Pete Seeger, various artists, |
Seeds: The Songs of Pete Seeger, Vol. 3
We hear so much today about superstars and long careers and how many hits some pop singer has penned. In comparison, how about someone 84 years old, with 60-plus years of performing under his belt -- and still producing the goods? Yes, born in 1919, Pete Seeger was in college with John F. Kennedy and in 2003 he released a double CD featuring more of his own compositions alongside songs that are identified with him. Not only that, but this is volume three of the set and the previous two releases have earned more than $100,000 for various charities.
Anyone who professes to like folk music has been weaned on the work of this prolific writer and performer from his days with the Almanac Singers and the Weavers to his solo efforts and collaborations. But, even without that pedigree, history and respect, this CD would be worth tracking down. Here on a double CD you get 45 tracks and, along with Seeger, you experience a panoply of folk greats, old and new, ranging from Tom Paxton through Janis Ian and Dick Gaughan to Natalie Merchant, to name but a few.

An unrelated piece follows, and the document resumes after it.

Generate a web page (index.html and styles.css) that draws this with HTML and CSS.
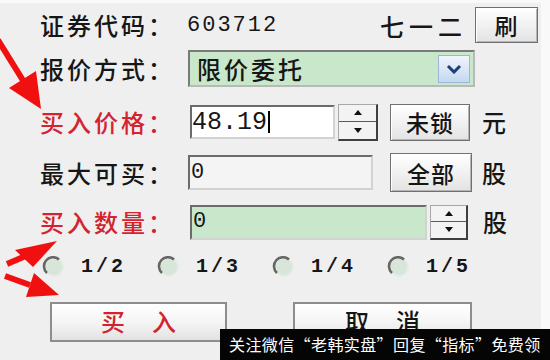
FILE: index.html
```html
<!DOCTYPE html>
<html lang="zh-CN">
<head>
<meta charset="utf-8">
<title>买入</title>
<link rel="stylesheet" href="styles.css">
</head>
<body>
<div class="panel">
  <div class="row r1">
    <span class="label">证券代码：</span>
    <span class="code">603712</span>
    <span class="name">七一二</span>
    <button class="btn btn-refresh">刷</button>
  </div>
  <div class="row r2">
    <span class="label">报价方式：</span>
    <div class="select">
      <span class="select-text">限价委托</span>
      <span class="drop"><svg width="16" height="10" viewBox="0 0 16 10"><path d="M2 2 L8 8 L14 2" fill="none" stroke="#1d3e78" stroke-width="3"/></svg></span>
    </div>
  </div>
  <div class="row r3">
    <span class="label red">买入价格：</span>
    <div class="field price"><span class="num">48.19</span><span class="caret"></span></div>
    <div class="spin spin3">
      <span class="half"><svg width="8" height="5" viewBox="0 0 8 5"><path d="M0 5 L4 0 L8 5 Z" fill="#111"/></svg></span>
      <span class="half"><svg width="8" height="5" viewBox="0 0 8 5"><path d="M0 0 L4 5 L8 0 Z" fill="#111"/></svg></span>
    </div>
    <button class="btn btn-lock">未锁</button>
    <span class="unit unit3">元</span>
  </div>
  <div class="row r4">
    <span class="label">最大可买：</span>
    <div class="field maxbuy"><span class="num small">0</span></div>
    <button class="btn btn-all">全部</button>
    <span class="unit unit4">股</span>
  </div>
  <div class="row r5">
    <span class="label red">买入数量：</span>
    <div class="field qty"><span class="num small">0</span></div>
    <div class="spin spin5">
      <span class="half"><svg width="8" height="5" viewBox="0 0 8 5"><path d="M0 5 L4 0 L8 5 Z" fill="#111"/></svg></span>
      <span class="half"><svg width="8" height="5" viewBox="0 0 8 5"><path d="M0 0 L4 5 L8 0 Z" fill="#111"/></svg></span>
    </div>
    <span class="unit unit5">股</span>
  </div>
  <div class="row r6">
    <label class="opt"><svg class="radio" width="24" height="22" viewBox="0 0 24 22"><circle cx="12" cy="11" r="9" fill="#d7e6d8" stroke="#e4ece4" stroke-width="2"/><path d="M17 3.5 A9 9 0 0 0 5 17" fill="none" stroke="#666" stroke-width="2.6"/></svg><span class="frac">1/2</span></label>
    <label class="opt"><svg class="radio" width="24" height="22" viewBox="0 0 24 22"><circle cx="12" cy="11" r="9" fill="#d7e6d8" stroke="#e4ece4" stroke-width="2"/><path d="M17 3.5 A9 9 0 0 0 5 17" fill="none" stroke="#666" stroke-width="2.6"/></svg><span class="frac">1/3</span></label>
    <label class="opt"><svg class="radio" width="24" height="22" viewBox="0 0 24 22"><circle cx="12" cy="11" r="9" fill="#d7e6d8" stroke="#e4ece4" stroke-width="2"/><path d="M17 3.5 A9 9 0 0 0 5 17" fill="none" stroke="#666" stroke-width="2.6"/></svg><span class="frac">1/4</span></label>
    <label class="opt"><svg class="radio" width="24" height="22" viewBox="0 0 24 22"><circle cx="12" cy="11" r="9" fill="#d7e6d8" stroke="#e4ece4" stroke-width="2"/><path d="M17 3.5 A9 9 0 0 0 5 17" fill="none" stroke="#666" stroke-width="2.6"/></svg><span class="frac">1/5</span></label>
  </div>
  <div class="row r7">
    <button class="big buy"><span>买</span> <span>入</span></button>
    <button class="big cancel"><span>取</span> <span>消</span></button>
  </div>
</div>
<svg class="arrows" width="550" height="360" viewBox="0 0 550 360">
  <line x1="-2" y1="40" x2="24" y2="82" stroke="#f01010" stroke-width="6"/>
  <polygon points="41,109 9,88 36,71" fill="#f01010"/>
  <line x1="7" y1="264" x2="28" y2="255" stroke="#f01010" stroke-width="6"/>
  <polygon points="57,241 15,250 33,267" fill="#f01010"/>
  <line x1="5" y1="276" x2="30" y2="285" stroke="#f01010" stroke-width="6"/>
  <polygon points="59,295 26,297 34,273" fill="#f01010"/>
</svg>
<div class="banner">关注微信“老韩实盘”回复“指标”免费领</div>
</body>
</html>
```
FILE: styles.css
```css
* { box-sizing: border-box; }
html, body { margin: 0; padding: 0; }
body {
  width: 550px;
  height: 360px;
  background: #f9f9f9;
  font-family: "Noto Sans CJK SC", sans-serif;
  overflow: hidden;
  position: relative;
  color: #161616;
}
.panel {
  width: 541px;
  height: 357px;
  margin-top: 3px;
  background: #efefef;
  padding: 4px 0 0 40px;
}
.row { display: flex; align-items: center; }
.r1 { height: 36px; width: 498px; }
.r2 { height: 37px; margin-top: 7px; }
.r3 { height: 38px; margin-top: 16px; }
.r4 { height: 39px; margin-top: 12px; }
.r5 { height: 36px; margin-top: 12px; }
.r6 { height: 21px; margin-top: 16px; }
.r7 { height: 40px; margin-top: 25px; }

.label {
  flex: none;
  width: 147px;
  font-size: 24px;
  font-weight: 500;
  letter-spacing: 3px;
  line-height: 1;
  white-space: nowrap;
}
.red { color: #d2232e; }

.code {
  font-family: "Liberation Mono", monospace;
  font-size: 22px;
  letter-spacing: 2px;
}
.name {
  margin-left: auto;
  margin-right: 8px;
  font-size: 24px;
  font-weight: 500;
  letter-spacing: 5px;
}

.btn {
  display: flex;
  align-items: center;
  justify-content: center;
  padding: 0;
  border: 1px solid #707070;
  background: linear-gradient(#ffffff, #e3e3e3);
  box-shadow: inset 1px 1px 0 #ffffff, inset -1px -1px 0 #b5b5b5;
  font-family: "Noto Sans CJK SC", sans-serif;
  font-size: 23px;
  font-weight: 500;
  color: #151515;
  letter-spacing: 1px;
}
.btn-refresh { width: 63px; height: 36px; }

.select {
  display: flex;
  align-items: center;
  width: 287px;
  height: 37px;
  margin-left: 1px;
  padding-left: 7px;
  background: #c9e7cb;
  border: 2px solid;
  border-color: #7a7a7a #b9b9b9 #b9b9b9 #7a7a7a;
  font-size: 24px;
  font-weight: 500;
  letter-spacing: 3px;
}
.drop {
  display: flex;
  align-items: center;
  justify-content: center;
  width: 32px;
  height: 28px;
  margin-left: auto;
  margin-right: 3px;
  background: linear-gradient(#f0f5fc, #c4d8f1);
  border: 1px solid #9cb6d8;
}

.field {
  display: flex;
  align-items: center;
  border: 2px solid;
  border-color: #6b6b6b #d2d2d2 #d2d2d2 #6b6b6b;
}
.num {
  font-family: "Liberation Mono", monospace;
  font-size: 25px;
  line-height: 1;
}
.num.small { font-size: 22px; padding-left: 1px; }
.caret { width: 2px; height: 22px; background: #000; margin-left: 1px; }
.price { width: 145px; height: 34px; margin-left: 3px; background: #ffffff; }
.maxbuy { width: 185px; height: 35px; margin-left: 1px; background: #f4f4f4; }
.qty { width: 237px; height: 35px; margin-left: 3px; background: #c9e7cb; }

.spin {
  display: flex;
  flex-direction: column;
  background: #f3f3f3;
  border: 1px solid #a8a8a8;
  border-right: 2px solid #3f3f3f;
  border-bottom: 2px solid #3f3f3f;
}
.half { flex: 1; display: flex; align-items: center; justify-content: center; }
.half + .half { border-top: 1px solid #5a5a5a; }
.spin3 { width: 40px; height: 37px; margin-left: 3px; }
.spin5 { width: 38px; height: 35px; margin-left: 3px; }

.btn-lock { width: 80px; height: 37px; margin-left: 12px; }
.btn-all { width: 82px; height: 39px; margin-left: 17px; }
.unit { font-size: 24px; font-weight: 500; line-height: 1; }
.unit3 { margin-left: 12px; }
.unit4 { margin-left: 10px; }
.unit5 { margin-left: 15px; }

.opt { display: flex; align-items: center; width: 115px; flex: none; }
.opt:first-child { margin-left: 2px; }
.radio { flex: none; }
.frac {
  margin-left: 15px;
  font-family: "Liberation Mono", monospace;
  font-size: 20px;
  font-weight: bold;
  letter-spacing: 3px;
  line-height: 1;
}

.big {
  display: flex;
  align-items: center;
  justify-content: center;
  gap: 27px;
  height: 40px;
  padding: 0 0 4px;
  border: 2px solid #8d8d8d;
  background: linear-gradient(#ffffff 0%, #f5f5f5 50%, #e2e2e2 100%);
  font-family: "Noto Sans CJK SC", sans-serif;
  font-size: 24px;
  font-weight: 500;
}
.buy { width: 177px; margin-left: 10px; color: #d2232e; }
.cancel { width: 179px; margin-left: 66px; color: #151515; }

.arrows { position: absolute; top: 0; left: 0; pointer-events: none; }

.banner {
  position: absolute;
  left: 220px;
  top: 329px;
  width: 330px;
  height: 31px;
  padding-left: 9px;
  background: #050505;
  color: #ffffff;
  font-size: 16px;
  letter-spacing: 0.4px;
  line-height: 31px;
  white-space: nowrap;
}
```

The first CD features Seeger -- often accompanied by the best in modern folk -- singing songs that he wrote, adapted or adopted. The best and most topical of these is "Bring Them Home," which was originally composed at the time of the Vietnam War but has been updated to 2003. Alongside Seeger we have the voices of Ani DiFranco, Billy Bragg and Steve Earle. Before anyone runs for the gun this is not a simple anti-war song it is a celebration of the freedom of Americans to voice their opinions.
"The Dove" is a beautifully sung piece with just guitar and voices of Seeger, Anne Hills and Tom Pacheco. Waldemar Hille and David Arkin (father of actor Alan Arkin) wrote the song. The old Scottish tune "Wild Mountain Thyme" is the backing to the fabulous song "Flowers of Peace." Hills is the female voice and Seeger's recorder gives the track a truly haunted feeling. This song written when JFK was president -- four decades ago -- is still fresh and relevant today.
His involvement with the Civil Rights movement is epitomised in two tracks: "Dr. King on Violence" is a spoken piece that cannot fail to impress. Seeger follows it with his own composition, "Take It from Dr. King." Perhaps the most surprising track on the album is "Over the Rainbow." Yes, it is the song from The Wizard of Oz and it is amazing, especial with the audience as chorus.
The second CD is subtitled "The Friends of Pete" and could be a hit album on its own.
Pat Humphries opens it -- after a short, spoken piece by Seeger -- with his song "Old Devil Time." Seeger has composed some great pieces but he is not averse to using traditional melodies or even classical tunes. One excellent use of the classical here is "Jesu, Joy of Man's Desiring," with some new, beautiful lyrics added to the music of J.S. Bach. Seeger reverses the tack on the subsequent offering, putting his music to the words of a poem by Idris Davies, a friend of Dylan Thomas. This produces Dick Gaughan singing "The Bells of Rhymney," a tale of Wales.
My favourite track on this CD has to be "Times a Gettin' Hard," sung by Tom Paxton. The combination of his gentle voice, excellent playing and lovely words is unbeatable. A surprise is the track called "One Man's Hands," written by Alex Comfort -- author of The Joy of Sex.
Every song on this double album deserves a mention but a better idea would be for you to seek them out and hear them. My words cannot compete with Seeger's words and the talents of this mass of people. If you are looking for a Christmas gift for an old folkie, a socially conscious nephew, a maiden aunt or a loved one, look no further. This one album fits all.